▶ **Problem details**
Transcribe the listing in full, excluding any pictures.

-- START OF Records provided --

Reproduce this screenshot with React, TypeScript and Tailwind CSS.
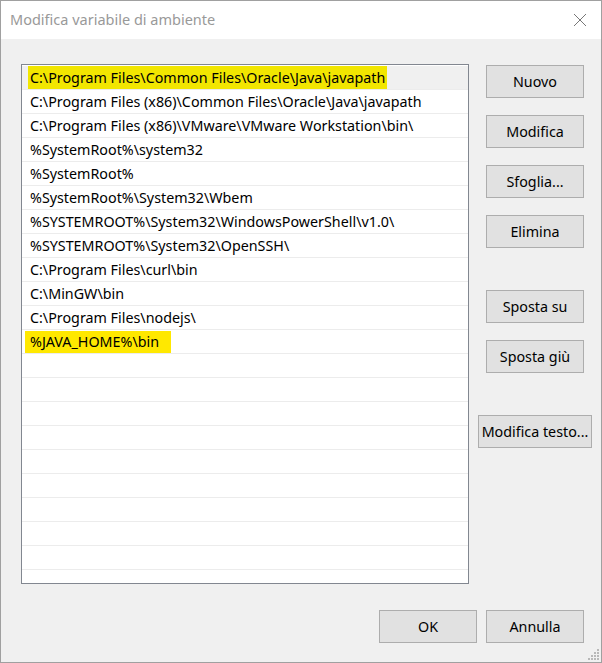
import React from "react";

const paths = [
  "C:\\Program Files\\Common Files\\Oracle\\Java\\javapath",
  "C:\\Program Files (x86)\\Common Files\\Oracle\\Java\\javapath",
  "C:\\Program Files (x86)\\VMware\\VMware Workstation\\bin\\",
  "%SystemRoot%\\system32",
  "%SystemRoot%",
  "%SystemRoot%\\System32\\Wbem",
  "%SYSTEMROOT%\\System32\\WindowsPowerShell\\v1.0\\",
  "%SYSTEMROOT%\\System32\\OpenSSH\\",
  "C:\\Program Files\\curl\\bin",
  "C:\\MinGW\\bin",
  "C:\\Program Files\\nodejs\\",
  "%JAVA_HOME%\\bin",
];

const font = { fontFamily: '"Noto Sans", "Open Sans", sans-serif' };

function Btn({ label, className = "" }: { label: string; className?: string }) {
  return (
    <button
      className={
        "h-[33px] bg-[#e1e1e1] border border-[#adadad] text-[14.3px] text-black flex items-center justify-center " +
        className
      }
    >
      {label}
    </button>
  );
}

export default function App() {
  const rows = Array.from({ length: 22 }, (_, i) => paths[i] ?? "");
  return (
    <div
      className="w-[602px] h-[663px] border border-[#a0a0a0] bg-[#f0f0f0] flex flex-col relative overflow-hidden"
      style={font}
    >
      {/* title bar */}
      <div className="h-[38px] bg-white flex items-center justify-between pl-[9px] pr-[14px] shrink-0">
        <span className="text-[14.5px] text-[#999999]">Modifica variabile di ambiente</span>
        <svg width="14" height="14" viewBox="0 0 14 14">
          <path d="M1 1L13 13M13 1L1 13" stroke="#777" strokeWidth="1" />
        </svg>
      </div>

      <div className="flex">
        {/* list */}
        <div className="ml-[20px] mt-[25px] w-[448px] h-[520px] border border-[#828790] bg-white overflow-hidden pt-px">
          {rows.map((p, i) => {
            const sel = i === 0;
            const hl = i === 0 || i === 11;
            return (
              <div
                key={i}
                className={
                  "h-[24px] flex items-center border-b border-[#ececec] text-[14.3px] text-black " +
                  (sel ? "bg-[#f0f0f0]" : "")
                }
              >
                {hl ? (
                  i === 0 ? (
                    <span className="ml-[6px] pl-[2px] pr-[2px] h-[23px] flex items-center bg-[#f2e600]">{p}</span>
                  ) : (
                    <span className="ml-[3px] pl-[5px] pr-[12px] h-[22px] flex items-center bg-[#ffe800]">{p}</span>
                  )
                ) : (
                  <span className="ml-[8px]">{p}</span>
                )}
              </div>
            );
          })}
        </div>

        {/* buttons */}
        <div className="ml-[9px] mt-[26px] w-[114px] flex flex-col items-center">
          <Btn label="Nuovo" className="w-[98px]" />
          <Btn label="Modifica" className="w-[98px] mt-[17px]" />
          <Btn label="Sfoglia..." className="w-[98px] mt-[17px]" />
          <Btn label="Elimina" className="w-[98px] mt-[17px]" />
          <Btn label="Sposta su" className="w-[98px] mt-[42px]" />
          <Btn label="Sposta giù" className="w-[98px] mt-[17px]" />
          <Btn label="Modifica testo..." className="w-[114px] mt-[42px]" />
        </div>
      </div>

      {/* bottom buttons */}
      <div className="flex justify-end gap-[9px] mt-[26px] pr-[17px]">
        <Btn label="OK" className="w-[98px]" />
        <Btn label="Annulla" className="w-[98px]" />
      </div>

      {/* resize grip */}
      <svg className="absolute right-[1px] bottom-[1px]" width="12" height="12" viewBox="0 0 12 12">
        {[
          [9, 0], [9, 3], [6, 3], [9, 6], [6, 6], [3, 6], [9, 9], [6, 9], [3, 9], [0, 9],
        ].map(([x, y], k) => (
          <rect key={k} x={x} y={y} width="2" height="2" fill="#b8b8b8" />
        ))}
      </svg>
    </div>
  );
}
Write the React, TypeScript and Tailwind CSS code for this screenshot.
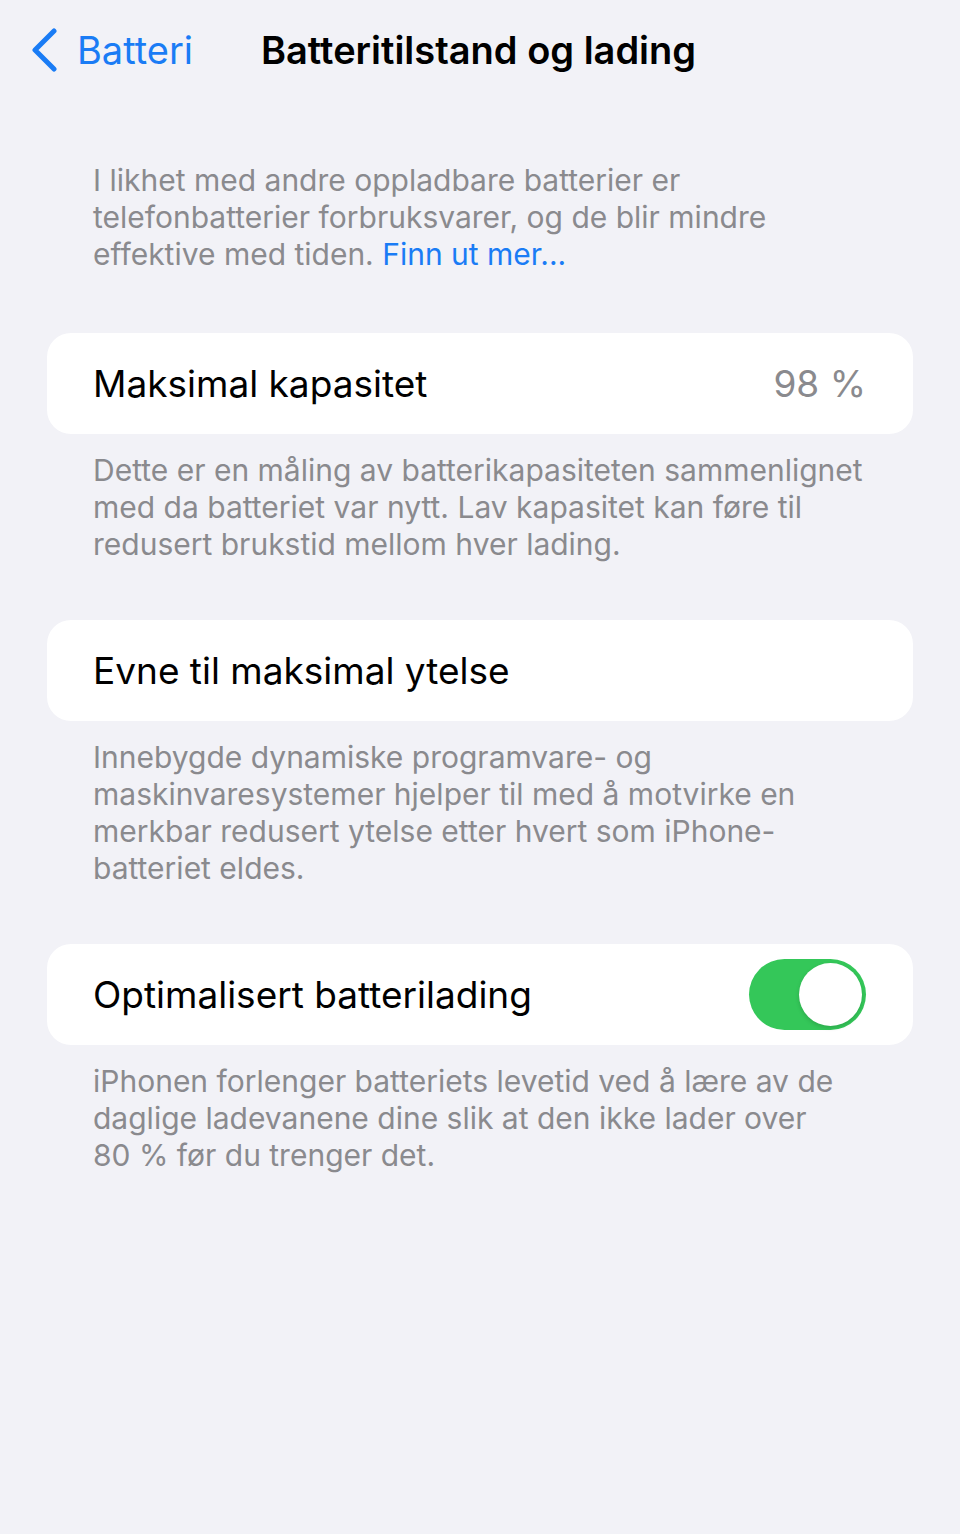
import React from "react";

const font = { fontFamily: "Inter, 'Noto Sans', sans-serif" };

function Row({ label, children }: { label: string; children?: React.ReactNode }) {
  return (
    <div className="mx-[47px] h-[101px] bg-white rounded-[24px] flex items-center justify-between pl-[46px] pr-[47px]">
      <span className="text-[37px] text-black">{label}</span>
      {children}
    </div>
  );
}

function Footer({ children }: { children: React.ReactNode }) {
  return (
    <p className="ml-[93px] mr-[90px] mt-[18px] text-[30px] leading-[37px] text-[#8a8a8e]">
      {children}
    </p>
  );
}

export default function App() {
  return (
    <div className="min-h-[1534px] w-[960px] bg-[#f2f2f7]" style={font}>
      {/* Nav bar */}
      <div className="h-[100px] flex items-center">
        <div className="flex items-center pl-[30px] w-[261px] text-[#1a7cf5]">
          <svg width="28" height="44" viewBox="0 0 28 44" fill="none">
            <polyline
              points="24,3 5,22 24,41"
              stroke="currentColor"
              strokeWidth="5"
              strokeLinecap="round"
              strokeLinejoin="round"
            />
          </svg>
          <span className="text-[38px] ml-[19px]">Batteri</span>
        </div>
        <h1 className="text-[38px] font-semibold text-black">Batteritilstand og lading</h1>
      </div>

      {/* Intro */}
      <div className="ml-[93px] mr-[90px] mt-[62px] text-[30px] leading-[37px] text-[#8a8a8e]">
        I likhet med andre oppladbare batterier er telefonbatterier forbruksvarer, og de blir mindre
        effektive med tiden. <a className="text-[#1a7cf5]">Finn ut mer...</a>
      </div>

      <div className="mt-[60px]">
        <Row label="Maksimal kapasitet">
          <span className="text-[37px] text-[#8a8a8e]">98&nbsp;%</span>
        </Row>
        <Footer>
          Dette er en måling av batterikapasiteten sammenlignet med da batteriet var nytt. Lav
          kapasitet kan føre til redusert brukstid mellom hver lading.
        </Footer>
      </div>

      <div className="mt-[57px]">
        <Row label="Evne til maksimal ytelse" />
        <Footer>
          Innebygde dynamiske programvare- og maskinvaresystemer hjelper til med å motvirke en
          merkbar redusert ytelse etter hvert som iPhone-batteriet eldes.
        </Footer>
      </div>

      <div className="mt-[57px]">
        <Row label="Optimalisert batterilading">
          <div className="w-[117px] h-[71px] rounded-full bg-[#34c759] p-[4px] flex justify-end">
            <div className="w-[63px] h-[63px] rounded-full bg-white shadow-[0_2px_4px_rgba(0,0,0,0.15)]" />
          </div>
        </Row>
        <Footer>
          iPhonen forlenger batteriets levetid ved å lære av de daglige ladevanene dine slik at den
          ikke lader over 80&nbsp;% før du trenger det.
        </Footer>
      </div>
    </div>
  );
}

-- END OF Records provided --

▶ **Answer to this exercise**
Reproduce this screenshot with React, TypeScript and Tailwind CSS.
import React from "react";

const paths = [
  "C:\\Program Files\\Common Files\\Oracle\\Java\\javapath",
  "C:\\Program Files (x86)\\Common Files\\Oracle\\Java\\javapath",
  "C:\\Program Files (x86)\\VMware\\VMware Workstation\\bin\\",
  "%SystemRoot%\\system32",
  "%SystemRoot%",
  "%SystemRoot%\\System32\\Wbem",
  "%SYSTEMROOT%\\System32\\WindowsPowerShell\\v1.0\\",
  "%SYSTEMROOT%\\System32\\OpenSSH\\",
  "C:\\Program Files\\curl\\bin",
  "C:\\MinGW\\bin",
  "C:\\Program Files\\nodejs\\",
  "%JAVA_HOME%\\bin",
];

const font = { fontFamily: '"Noto Sans", "Open Sans", sans-serif' };

function Btn({ label, className = "" }: { label: string; className?: string }) {
  return (
    <button
      className={
        "h-[33px] bg-[#e1e1e1] border border-[#adadad] text-[14.3px] text-black flex items-center justify-center " +
        className
      }
    >
      {label}
    </button>
  );
}

export default function App() {
  const rows = Array.from({ length: 22 }, (_, i) => paths[i] ?? "");
  return (
    <div
      className="w-[602px] h-[663px] border border-[#a0a0a0] bg-[#f0f0f0] flex flex-col relative overflow-hidden"
      style={font}
    >
      {/* title bar */}
      <div className="h-[38px] bg-white flex items-center justify-between pl-[9px] pr-[14px] shrink-0">
        <span className="text-[14.5px] text-[#999999]">Modifica variabile di ambiente</span>
        <svg width="14" height="14" viewBox="0 0 14 14">
          <path d="M1 1L13 13M13 1L1 13" stroke="#777" strokeWidth="1" />
        </svg>
      </div>

      <div className="flex">
        {/* list */}
        <div className="ml-[20px] mt-[25px] w-[448px] h-[520px] border border-[#828790] bg-white overflow-hidden pt-px">
          {rows.map((p, i) => {
            const sel = i === 0;
            const hl = i === 0 || i === 11;
            return (
              <div
                key={i}
                className={
                  "h-[24px] flex items-center border-b border-[#ececec] text-[14.3px] text-black " +
                  (sel ? "bg-[#f0f0f0]" : "")
                }
              >
                {hl ? (
                  i === 0 ? (
                    <span className="ml-[6px] pl-[2px] pr-[2px] h-[23px] flex items-center bg-[#f2e600]">{p}</span>
                  ) : (
                    <span className="ml-[3px] pl-[5px] pr-[12px] h-[22px] flex items-center bg-[#ffe800]">{p}</span>
                  )
                ) : (
                  <span className="ml-[8px]">{p}</span>
                )}
              </div>
            );
          })}
        </div>

        {/* buttons */}
        <div className="ml-[9px] mt-[26px] w-[114px] flex flex-col items-center">
          <Btn label="Nuovo" className="w-[98px]" />
          <Btn label="Modifica" className="w-[98px] mt-[17px]" />
          <Btn label="Sfoglia..." className="w-[98px] mt-[17px]" />
          <Btn label="Elimina" className="w-[98px] mt-[17px]" />
          <Btn label="Sposta su" className="w-[98px] mt-[42px]" />
          <Btn label="Sposta giù" className="w-[98px] mt-[17px]" />
          <Btn label="Modifica testo..." className="w-[114px] mt-[42px]" />
        </div>
      </div>

      {/* bottom buttons */}
      <div className="flex justify-end gap-[9px] mt-[26px] pr-[17px]">
        <Btn label="OK" className="w-[98px]" />
        <Btn label="Annulla" className="w-[98px]" />
      </div>

      {/* resize grip */}
      <svg className="absolute right-[1px] bottom-[1px]" width="12" height="12" viewBox="0 0 12 12">
        {[
          [9, 0], [9, 3], [6, 3], [9, 6], [6, 6], [3, 6], [9, 9], [6, 9], [3, 9], [0, 9],
        ].map(([x, y], k) => (
          <rect key={k} x={x} y={y} width="2" height="2" fill="#b8b8b8" />
        ))}
      </svg>
    </div>
  );
}
Write the React, TypeScript and Tailwind CSS code for this screenshot.
import React from "react";

const font = { fontFamily: "Inter, 'Noto Sans', sans-serif" };

function Row({ label, children }: { label: string; children?: React.ReactNode }) {
  return (
    <div className="mx-[47px] h-[101px] bg-white rounded-[24px] flex items-center justify-between pl-[46px] pr-[47px]">
      <span className="text-[37px] text-black">{label}</span>
      {children}
    </div>
  );
}

function Footer({ children }: { children: React.ReactNode }) {
  return (
    <p className="ml-[93px] mr-[90px] mt-[18px] text-[30px] leading-[37px] text-[#8a8a8e]">
      {children}
    </p>
  );
}

export default function App() {
  return (
    <div className="min-h-[1534px] w-[960px] bg-[#f2f2f7]" style={font}>
      {/* Nav bar */}
      <div className="h-[100px] flex items-center">
        <div className="flex items-center pl-[30px] w-[261px] text-[#1a7cf5]">
          <svg width="28" height="44" viewBox="0 0 28 44" fill="none">
            <polyline
              points="24,3 5,22 24,41"
              stroke="currentColor"
              strokeWidth="5"
              strokeLinecap="round"
              strokeLinejoin="round"
            />
          </svg>
          <span className="text-[38px] ml-[19px]">Batteri</span>
        </div>
        <h1 className="text-[38px] font-semibold text-black">Batteritilstand og lading</h1>
      </div>

      {/* Intro */}
      <div className="ml-[93px] mr-[90px] mt-[62px] text-[30px] leading-[37px] text-[#8a8a8e]">
        I likhet med andre oppladbare batterier er telefonbatterier forbruksvarer, og de blir mindre
        effektive med tiden. <a className="text-[#1a7cf5]">Finn ut mer...</a>
      </div>

      <div className="mt-[60px]">
        <Row label="Maksimal kapasitet">
          <span className="text-[37px] text-[#8a8a8e]">98&nbsp;%</span>
        </Row>
        <Footer>
          Dette er en måling av batterikapasiteten sammenlignet med da batteriet var nytt. Lav
          kapasitet kan føre til redusert brukstid mellom hver lading.
        </Footer>
      </div>

      <div className="mt-[57px]">
        <Row label="Evne til maksimal ytelse" />
        <Footer>
          Innebygde dynamiske programvare- og maskinvaresystemer hjelper til med å motvirke en
          merkbar redusert ytelse etter hvert som iPhone-batteriet eldes.
        </Footer>
      </div>

      <div className="mt-[57px]">
        <Row label="Optimalisert batterilading">
          <div className="w-[117px] h-[71px] rounded-full bg-[#34c759] p-[4px] flex justify-end">
            <div className="w-[63px] h-[63px] rounded-full bg-white shadow-[0_2px_4px_rgba(0,0,0,0.15)]" />
          </div>
        </Row>
        <Footer>
          iPhonen forlenger batteriets levetid ved å lære av de daglige ladevanene dine slik at den
          ikke lader over 80&nbsp;% før du trenger det.
        </Footer>
      </div>
    </div>
  );
}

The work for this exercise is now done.